Spending by political action committees will add to the totals. So far General Majority PAC, which supports South Jersey Democrats, has spent $61,624 to oppose the Republicans in the 1st District, and $24,264 opposing Republicans in the 2nd, according to a report it filed with ELEC.
Donohue said a complete picture won’t emerge until the candidates file their 11-day reports and then the final report on money raised and spent after the election.
“You never know the patterns of spending in these races,” Donohue said. “Sometimes money comes early and sometimes later. Normally people focus on campaigns the last couple of weeks. We expect a lot (of spending) to be towards the end.”
Meanwhile, the candidates in the 2nd District are doing their best to make their differences crystal clear.
Democrat Assemblymen Vince Mazzeo and John Armato said they stand by the Atlantic City payment-in-lieu-of-taxes bill Mazzeo shepherded through the Legislature, which links payments by casinos to the government and schools to gross gaming revenue rather than the value of their real estate.
Republican challengers John Risley, of Egg Harbor Township, an Atlantic County freeholder; and Phil Guenther, of Brigantine, a former longtime mayor there, said they would make amending or eliminating the PILOT bill one of their top priorities if elected.
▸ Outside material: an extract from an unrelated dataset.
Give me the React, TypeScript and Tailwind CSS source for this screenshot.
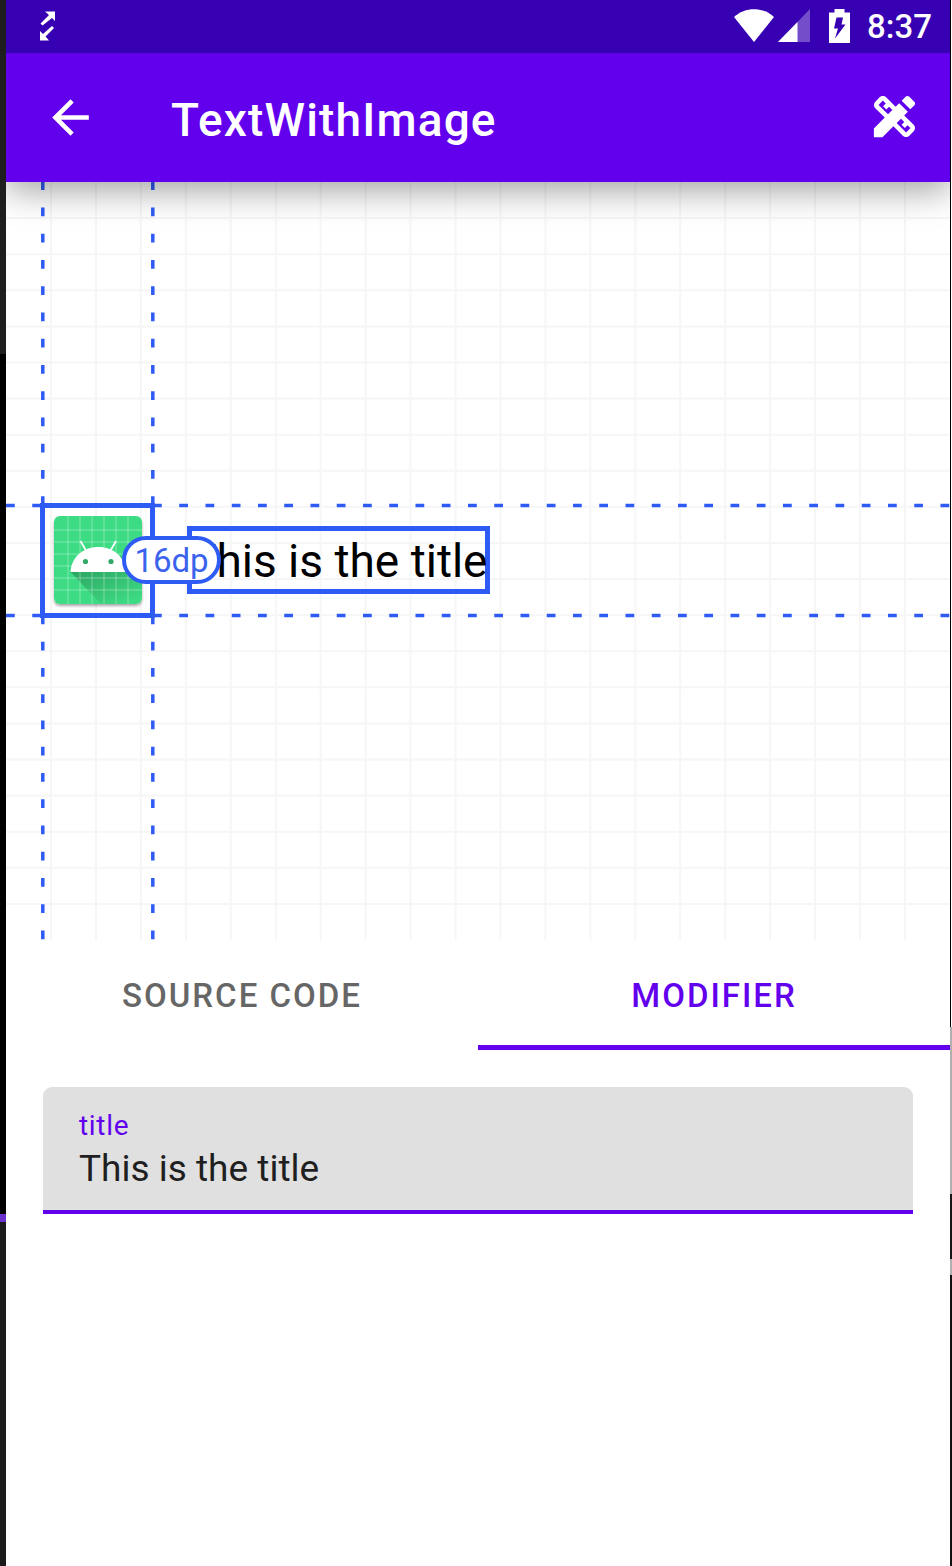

The bill was intended to stop the casinos from filing tax appeals, which had largely been successful in lowering the property taxes they had to pay. Atlantic City borrowed hundreds of millions of dollars to refund overpayments to casinos over about a decade, and the PILOT bill largely stopped those appeals.
It was either that or declare bankruptcy, Mazzeo said.
But it also has protected the casinos from being affected by a large property tax increase hitting residents and noncasino businesses this year.
“At a minimum we should shorten it immediately,” said Risley of the 10-year PILOT, due to end in 2026.
Risley wants to see the casinos properly assessed and taxed like any other business.
Republicans also oppose countywide tax assessment, saying it would unfairly spread the burden of assessing casinos and other complex properties around the county rather than keeping the cost of assessing in the municipality that benefits from their tax payments.
But Mazzeo said it is a more efficient way of keeping assessments current and would save all towns money long-term.
The 2nd District candidates will debate Oct. 23 at Stockton University’s Atlantic City campus.